Link Posted: 5/9/2001 11:01:46 PM EDT
leaving Kurtz out would be more true to Conrad. In the book we only hear about Kurtz through others--that he was a leading humanitarian and so on, much like we here about Col. Kurtz through his military bio. In heart of darkness once Kurtz is actually found he's near death and doesn't say much but the famous coda, "the horror, the horror". Kurtz is more powerful for being a bit more mysterious.
Link Posted: 5/9/2001 11:31:15 PM EDT
I am a big fan of this movie. I saw the movie in a Humanities class that concentrated on Vietnam war films.
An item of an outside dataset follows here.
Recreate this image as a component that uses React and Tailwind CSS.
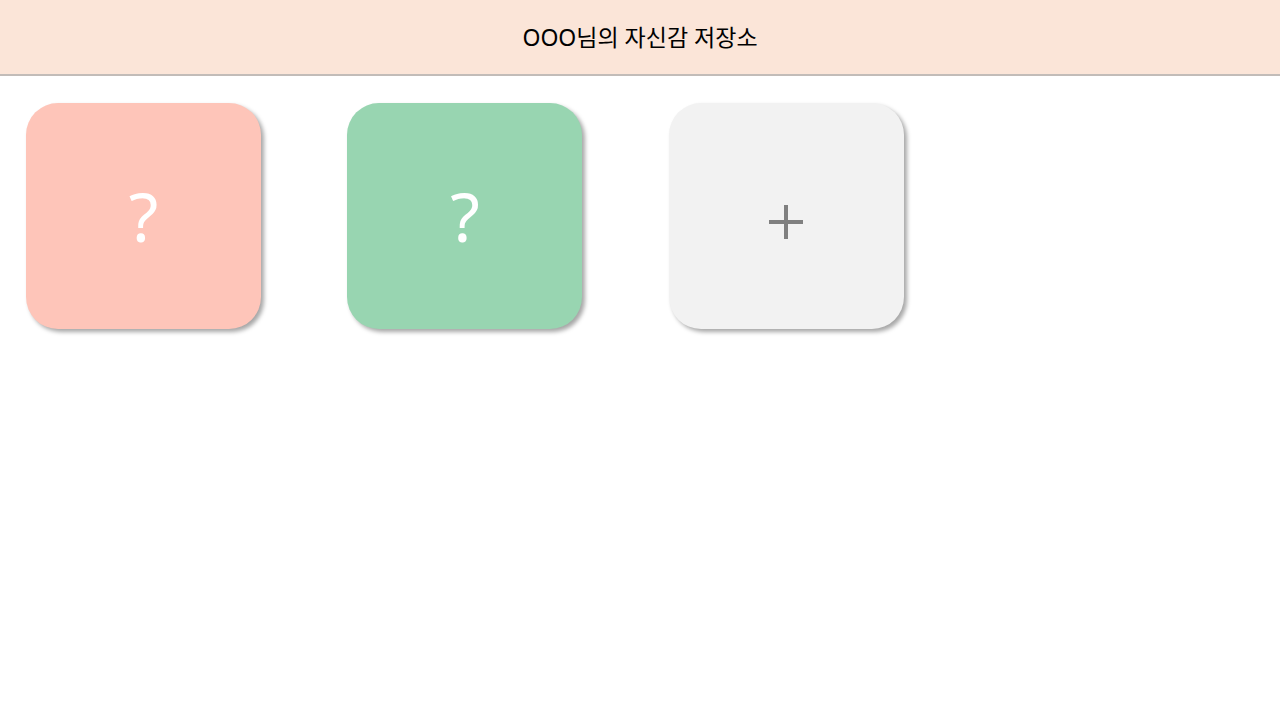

It was one of my favorite classes. We also watched the documentry called i believe "Hearts of darkness" or "Hearts and Minds" I cant remember which but it talked about some of the scenes that did not make it into movie. it would be neat to see some of those scenes in the movie. Six
Link Posted: 5/10/2001 8:51:03 AM EDT
Brando stunk. From the part he first appears a great movie goes downhill. The reason Brando was always filmed in the shadowy light was because he was so fat, and flabbies like that don't make credible Special Forces colonels. If they added the new stuff and left all of Brando on the cutting room floor (OK, we'll let him say "the horror . . . the horror"), the movie would be vastly improved.
Link Posted: 5/10/2001 8:56:54 AM EDT
I never saw the original Apoc. now. Hmmm....two SF officers hunting each other down .........interesting
Link Posted: 5/10/2001 9:02:18 AM EDT
Sigman: Never saw Apocalypse Now? BACK! Back I say! Back to the video store today.
Link Posted: 5/10/2001 9:15:48 AM EDT
Yea,I hear its good. and to think I have decided to rent other movies {usually ends up a stupid movie} instead, last time I got "dead men walking",another vietnam war movie instead.And that movie was stupid. ]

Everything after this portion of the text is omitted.